**Given problem**
Among the lines of the listing below, retype exactly those from the one containing "Output the component" through the one containing "const ages = ['от", both included. Do not include pictures.

**Source data**
::::
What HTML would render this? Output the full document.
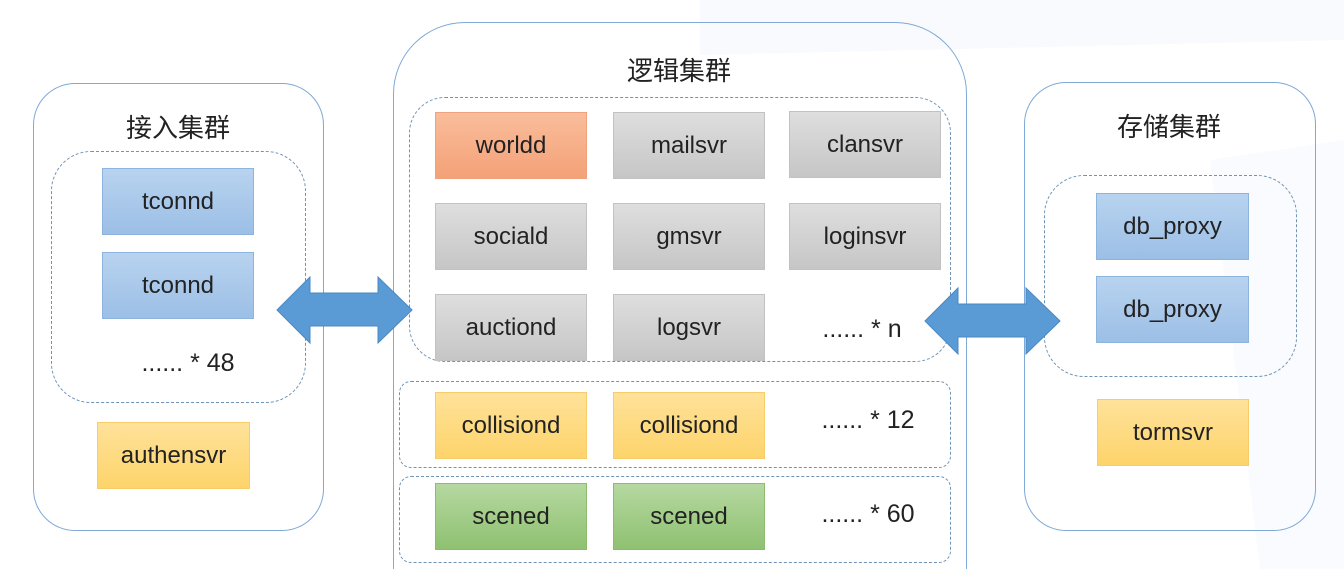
<!DOCTYPE html>
<html><head><meta charset="utf-8"><style>
html,body{margin:0;width:1344px;height:569px;overflow:hidden;}
body{background:#fff;position:relative;font-family:"Liberation Sans","Noto Sans CJK SC",sans-serif;}
#w{position:absolute;left:0;top:0;width:1344px;height:569px;overflow:hidden;}
.a{position:absolute;box-sizing:border-box;}
.outer{border:1.5px solid #7fa9d6;background:transparent;}
.dash{border:1.5px dashed #6f93b5;}
.b{position:absolute;box-sizing:border-box;display:flex;align-items:center;justify-content:center;font-size:24px;color:#222;}
.blue{background:linear-gradient(#b8d3ef,#9cbfe6);border:1px solid #8db3df;}
.org{background:linear-gradient(#f9bd9b,#f4a177);border:1px solid #efa27e;}
.gray{background:linear-gradient(#dedede,#c6c6c6);border:1px solid #c2c2c2;}
.yel{background:linear-gradient(#ffe29a,#fdd46b);border:1px solid #f7cd6c;}
.grn{background:linear-gradient(#b5d8a0,#8fc171);border:1px solid #8dbc70;}
.t{position:absolute;font-size:26px;color:#222;white-space:nowrap;transform:translateX(-50%);}
.d{position:absolute;font-size:25px;color:#222;white-space:nowrap;transform:translateX(-50%);}
</style></head><body><div id="w">
<svg class="a" style="left:0;top:0" width="1344" height="569">
<polygon points="700,0 1344,0 1344,40 700,55" fill="#f8fafd"/>
<polygon points="1210,160 1344,140 1344,569 1260,569" fill="#f9fbfe"/>
</svg>
<!-- left -->
<div class="a outer" style="left:33px;top:83px;width:291px;height:448px;border-radius:42px;"></div>
<div class="t" style="left:178px;top:108px;">接入集群</div>
<div class="a dash" style="left:51px;top:151px;width:255px;height:252px;border-radius:40px;"></div>
<div class="b blue" style="left:102px;top:168px;width:152px;height:67px;">tconnd</div>
<div class="b blue" style="left:102px;top:252px;width:152px;height:67px;">tconnd</div>
<div class="d" style="left:188px;top:349px;">...... * 48</div>
<div class="b yel" style="left:97px;top:422px;width:153px;height:67px;">authensvr</div>
<!-- middle -->
<div class="a outer" style="left:393px;top:22px;width:574px;height:547px;border-radius:72px 72px 0 0;border-bottom:none;"></div>
<div class="t" style="left:679px;top:51px;">逻辑集群</div>
<div class="a dash" style="left:409px;top:97px;width:542px;height:265px;border-radius:36px;"></div>
<div class="b org" style="left:435px;top:112px;width:152px;height:67px;">worldd</div>
<div class="b gray" style="left:613px;top:112px;width:152px;height:67px;">mailsvr</div>
<div class="b gray" style="left:789px;top:111px;width:152px;height:67px;">clansvr</div>
<div class="b gray" style="left:435px;top:203px;width:152px;height:67px;">sociald</div>
<div class="b gray" style="left:613px;top:203px;width:152px;height:67px;">gmsvr</div>
<div class="b gray" style="left:789px;top:203px;width:152px;height:67px;">loginsvr</div>
<div class="b gray" style="left:435px;top:294px;width:152px;height:67px;">auctiond</div>
<div class="b gray" style="left:613px;top:294px;width:152px;height:67px;">logsvr</div>
<div class="d" style="left:862px;top:315px;">...... * n</div>
<div class="a dash" style="left:399px;top:381px;width:552px;height:87px;border-radius:12px;"></div>
<div class="b yel" style="left:435px;top:392px;width:152px;height:67px;">collisiond</div>
<div class="b yel" style="left:613px;top:392px;width:152px;height:67px;">collisiond</div>
<div class="d" style="left:868px;top:406px;">...... * 12</div>
<div class="a dash" style="left:399px;top:476px;width:552px;height:87px;border-radius:12px;"></div>
<div class="b grn" style="left:435px;top:483px;width:152px;height:67px;">scened</div>
<div class="b grn" style="left:613px;top:483px;width:152px;height:67px;">scened</div>
<div class="d" style="left:868px;top:500px;">...... * 60</div>
<!-- right -->
<div class="a outer" style="left:1024px;top:82px;width:292px;height:449px;border-radius:42px;"></div>
<div class="t" style="left:1169px;top:107px;">存储集群</div>
<div class="a dash" style="left:1044px;top:175px;width:253px;height:202px;border-radius:40px;"></div>
<div class="b blue" style="left:1096px;top:193px;width:153px;height:67px;">db_proxy</div>
<div class="b blue" style="left:1096px;top:276px;width:153px;height:67px;">db_proxy</div>
<div class="b yel" style="left:1097px;top:399px;width:152px;height:67px;">tormsvr</div>
<!-- arrows -->
<svg class="a" style="left:0;top:0" width="1344" height="569">
<polygon points="277,310 310,277 310,293 378,293 378,277 412,310 378,343 378,326 310,326 310,343" fill="#5b9bd5" stroke="#4a88c2" stroke-width="1"/>
<polygon points="925,321 958,288 958,304 1026,304 1026,288 1060,321 1026,354 1026,337 958,337 958,354" fill="#5b9bd5" stroke="#4a88c2" stroke-width="1"/>
</svg>
</div></body></html>
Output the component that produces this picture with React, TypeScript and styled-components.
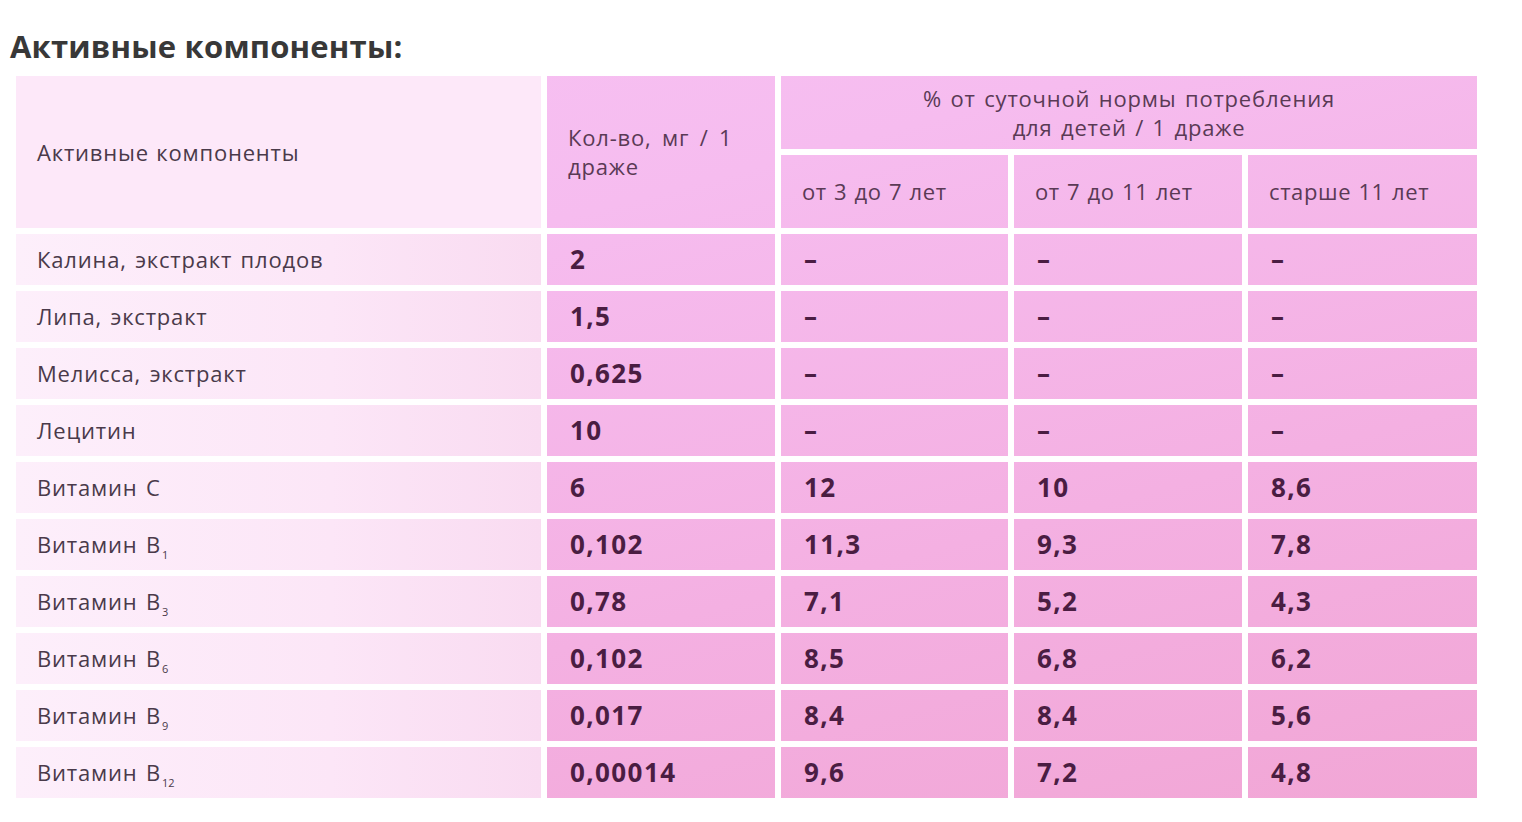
import React from 'react';
import styled, { createGlobalStyle } from 'styled-components';

type Row = {
  name: string;
  sub?: string;
  amount: string;
  values: [string, string, string];
};

const rows: Row[] = [
  { name: 'Калина, экстракт плодов', amount: '2', values: ['–', '–', '–'] },
  { name: 'Липа, экстракт', amount: '1,5', values: ['–', '–', '–'] },
  { name: 'Мелисса, экстракт', amount: '0,625', values: ['–', '–', '–'] },
  { name: 'Лецитин', amount: '10', values: ['–', '–', '–'] },
  { name: 'Витамин C', amount: '6', values: ['12', '10', '8,6'] },
  { name: 'Витамин B', sub: '1', amount: '0,102', values: ['11,3', '9,3', '7,8'] },
  { name: 'Витамин B', sub: '3', amount: '0,78', values: ['7,1', '5,2', '4,3'] },
  { name: 'Витамин B', sub: '6', amount: '0,102', values: ['8,5', '6,8', '6,2'] },
  { name: 'Витамин B', sub: '9', amount: '0,017', values: ['8,4', '8,4', '5,6'] },
  { name: 'Витамин B', sub: '12', amount: '0,00014', values: ['9,6', '7,2', '4,8'] },
];

const ages = ['от 3 до 7 лет', 'от 7 до 11 лет', 'старше 11 лет'];

const App = () => (
  <>
    <GlobalStyle />
    <Page>
      <Title>Активные компоненты:</Title>
      <Table>
        <LabelHead>Активные компоненты</LabelHead>
        <AmountHead>
          <span>Кол-во, мг / 1 драже</span>
        </AmountHead>
        <NormHead>
          <span>
            % от суточной нормы потребления
            <br />
            для детей / 1 драже
          </span>
        </NormHead>
        {ages.map((age) => (
          <AgeHead key={age}>{age}</AgeHead>
        ))}
        {rows.map((row) => (
          <React.Fragment key={row.name + (row.sub ?? '')}>
            <LabelCell>
              <span>
                {row.name}
                {row.sub && <Sub>{row.sub}</Sub>}
              </span>
            </LabelCell>
            <ValueCell>{row.amount}</ValueCell>
            {row.values.map((v, i) => (
              <ValueCell key={i}>{v}</ValueCell>
            ))}
          </React.Fragment>
        ))}
      </Table>
    </Page>
  </>
);

const GlobalStyle = createGlobalStyle`
  html, body {
    margin: 0;
    padding: 0;
    background: #fff;
  }

  body {
    font-family: 'Open Sans', 'Noto Sans', sans-serif;
    color: #4a3a48;
  }
`;

const Page = styled.div`
  width: 1522px;
  height: 822px;
  overflow: hidden;
  padding: 26px 0 0 10px;
  box-sizing: border-box;
`;

const Title = styled.h1`
  margin: 0 0 10px;
  font-size: 31px;
  font-weight: 700;
  line-height: 40px;
  letter-spacing: 0.2px;
  color: #383838;
`;

const Table = styled.div`
  display: grid;
  grid-template-columns: 525px 228px 227px 228px 229px;
  grid-template-rows: 73px 73px repeat(10, 51px);
  gap: 6px;
  margin-left: 6px;
`;

const dataBg = `
  background: linear-gradient(165deg, #f7c3f4 0%, #f6bcef 30%, #f4b0e2 65%, #f1a5d4 100%);
  background-attachment: fixed;
`;

const Cell = styled.div`
  display: flex;
  align-items: center;
  padding: 0 21px;
  font-size: 22px;
  font-weight: 400;
  line-height: 29px;
  letter-spacing: 0.8px;
  word-spacing: 1px;
`;

const LabelHead = styled(Cell)`
  grid-row: 1 / 3;
  background: #fde8f9;
  color: #4a3a4a;
`;

const AmountHead = styled(Cell)`
  grid-row: 1 / 3;
  ${dataBg}
  color: #5a3a55;
  word-spacing: 4px;
`;

const NormHead = styled(Cell)`
  grid-column: 3 / 6;
  justify-content: center;
  text-align: center;
  ${dataBg}
  color: #5a3a55;
  word-spacing: 2px;
`;

const AgeHead = styled(Cell)`
  ${dataBg}
  color: #5a3a55;
  letter-spacing: 0.6px;
`;

const LabelCell = styled(Cell)`
  background: linear-gradient(90deg, #fdeffb 0%, #fce6f7 60%, #f9dbf1 100%);
  color: #4a3a4a;
  word-spacing: 2px;
`;

const Sub = styled.sub`
  font-size: 11px;
  line-height: 0;
  letter-spacing: 0;
  margin-left: 1px;
  vertical-align: -6px;
`;

const ValueCell = styled(Cell)`
  ${dataBg}
  padding-left: 23px;
  font-size: 26px;
  font-weight: 700;
  letter-spacing: 1.4px;
  color: #4a1d42;
`;

export default App;
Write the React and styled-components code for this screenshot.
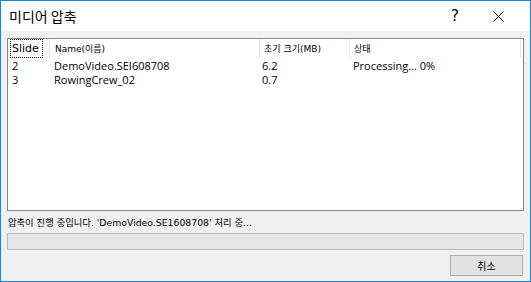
::::
**Complete response**
Output the component that produces this picture with React, TypeScript and styled-components.
import React from 'react';
import styled, { createGlobalStyle } from 'styled-components';

type Row = {
  name: string;
  sub?: string;
  amount: string;
  values: [string, string, string];
};

const rows: Row[] = [
  { name: 'Калина, экстракт плодов', amount: '2', values: ['–', '–', '–'] },
  { name: 'Липа, экстракт', amount: '1,5', values: ['–', '–', '–'] },
  { name: 'Мелисса, экстракт', amount: '0,625', values: ['–', '–', '–'] },
  { name: 'Лецитин', amount: '10', values: ['–', '–', '–'] },
  { name: 'Витамин C', amount: '6', values: ['12', '10', '8,6'] },
  { name: 'Витамин B', sub: '1', amount: '0,102', values: ['11,3', '9,3', '7,8'] },
  { name: 'Витамин B', sub: '3', amount: '0,78', values: ['7,1', '5,2', '4,3'] },
  { name: 'Витамин B', sub: '6', amount: '0,102', values: ['8,5', '6,8', '6,2'] },
  { name: 'Витамин B', sub: '9', amount: '0,017', values: ['8,4', '8,4', '5,6'] },
  { name: 'Витамин B', sub: '12', amount: '0,00014', values: ['9,6', '7,2', '4,8'] },
];

const ages = ['от 3 до 7 лет', 'от 7 до 11 лет', 'старше 11 лет'];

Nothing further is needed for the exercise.